Cecil B. DeMille did not want to take any chances with the film. His two stars, H.B. Warner and Dorothy Cumming, were required to sign agreements which prohibited them from appearing in film roles that might compromise their "holy" screen images for a five-year period. DeMille also ordered them not to be seen doing any "un-Biblical" activities during the film's shooting. These activities included attending ball games, playing cards, frequenting night clubs, swimming, and riding in convertibles.

Cecil B. DeMille intended that the role of the Jesus Christ go to J.B. Warner, a handsome and popular actor in westerns at the time. By the time production began, Warner had passed away of tuberculosis at age 29. Instead, H.B. Warner (Henry B. Warner) was cast as Jesus. Contrary to popular misconception, the two were not actually brothers. According to an in-depth article on J.B. Warner "Classic Images" by Grange B. McKinney, the two were not even related. J.B.'s real name was James B. Tobias, and he adopted the surname of Warner after H.B. Warner's family took him in and raised him. This familial error appears in several reference books.

H.B. Warner, who played Jesus, was involved in a real life scandal with an anonymous woman who was determined to blackmail Cecil B. DeMille by ruining the production. It is believed that DeMille paid the woman on the condition that she leave the U.S.

After considering Seena Owen, Gloria Swanson, Gertrude Lawrence, Vilma Bánky and Raquel Meller for the role of Mary Magdelene, Cecil B. DeMille chose Jacqueline Logan after she told him, "I don;t want to play her as a bad woman, but as a woman who doesn't know the difference between right and wrong."

During the shoot H.B. Warner was driven to the set in a closed car with the blinds down, wore a black veil when he left the car for the set, and ate alone. The pressures of playing Jesus ultimately had an effect on Warner and resurrected his former drinking problem.



The Temple of Jerusalem set was constructed on the Pathe (later, RKO) backlot in Culver City. It was redressed as the "Great Wall" set that the title character breaks through in King Kong. It was later reused in David O. Selznick's The Garden of Allah and finally went out in a blaze of glory after it was redressed with Civil War era building fronts, burned and pulled down by a tractor to represent the burning of Atlanta munitions warehouses in Selznick's Gone with the Wind.

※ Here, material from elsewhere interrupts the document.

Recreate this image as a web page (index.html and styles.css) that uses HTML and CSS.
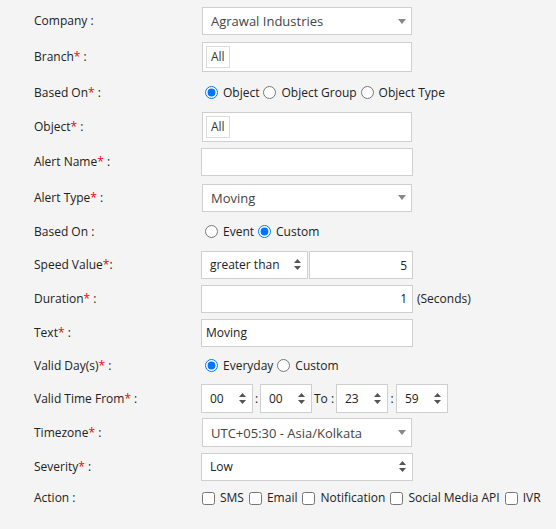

This film features author Ayn Rand as one of the hundreds of people in a crowd. At a time when Rand was a struggling immigrant, Cecil B. DeMille gave her the job to help get her on her feet.

This was the first film shown at Grauman's Chinese Theater on Hollywood Boulevard.

While Cecil B. DeMille was shooting the Crucifixion scene, pioneering director D.W. Griffith visited the set, and the two talked for a while. Just before DeMille got ready to shoot the next scene, he impulsively handed Griffith the megaphone and said, "You shoot this". Griffith then shot a scene of a group of Christ's persecutors gathered around the foot of the Cross.